Desde la otra vereda, Fidel Castro apuntó a las coincidencias entre “los marxistas y los cristianos sinceros”. Antes de irse, Ratzinger aseguró que “Cuba y el mundo necesitan cambios”. Todos de acuerdo.
La “visita pastoral” a Cuba ha sido, nuevamente, una gran puesta en escena de las nuevas condiciones del diálogo político entre la Iglesia y el Estado cubano. En un momento por demás difícil, cuando muchas cosas que parecían inamovibles entran en revisión, al gobierno le sirve mejorar sus relaciones y acercar posiciones con la Iglesia. Por lo que significa en Cuba, pero sobre todo por lo que el Vaticano representa en el mundo como poder simbólico y real, más allá de las estrechas dimensiones de su territorio. El catolicismo, en crisis institucional y de pérdida de feligresía, no puede desaprovechar ninguna circunstancia para ampliar su margen de influencia.
Salvando las distancias, la visita de Benedicto XVI a un México atravesado por la violencia, especialmente por la presencia del narcotráfico, tuvo también ribetes políticos. Ante un pueblo muy religioso, a pesar del anticlericalismo institucional heredado de la revolución mexicana, tanto el presidente Felipe Calderón como los principales líderes de la oposición hicieron cola para mostrarse junto al Papa. Y todos se apoyaron en el discurso pacifista de Benedicto XVI, aunque esto tenga pocos efectos prácticos en la caótica realidad mexicana.

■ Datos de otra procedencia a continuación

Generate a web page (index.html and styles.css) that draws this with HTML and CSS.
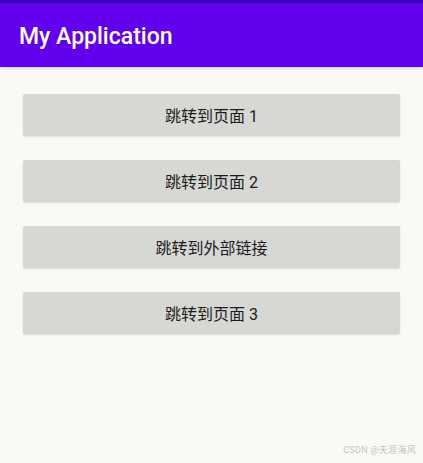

Pero en México también se está cerrando un ciclo de las relaciones entre la Iglesia y el Estado laico y antieclesiástico. El deshielo había comenzando en 1979 con la primera visita de Juan Pablo II para participar de la Conferencia General de los Obispos Latinoamericanos en Puebla. En esa ocasión, la personalidad y la popularidad del Papa polaco derribaron muchas barreras formales del Estado anticlerical. Y allí comenzó otra etapa que ahora tiende a plasmar en reconocimientos institucionales a la Iglesia Católica, que llegan incluso a abrir la posibilidad de la participación de los sacerdotes en política.
En definitiva, una “gira pastoral” que, como siempre, tiene muchas lecturas y consecuencias políticas.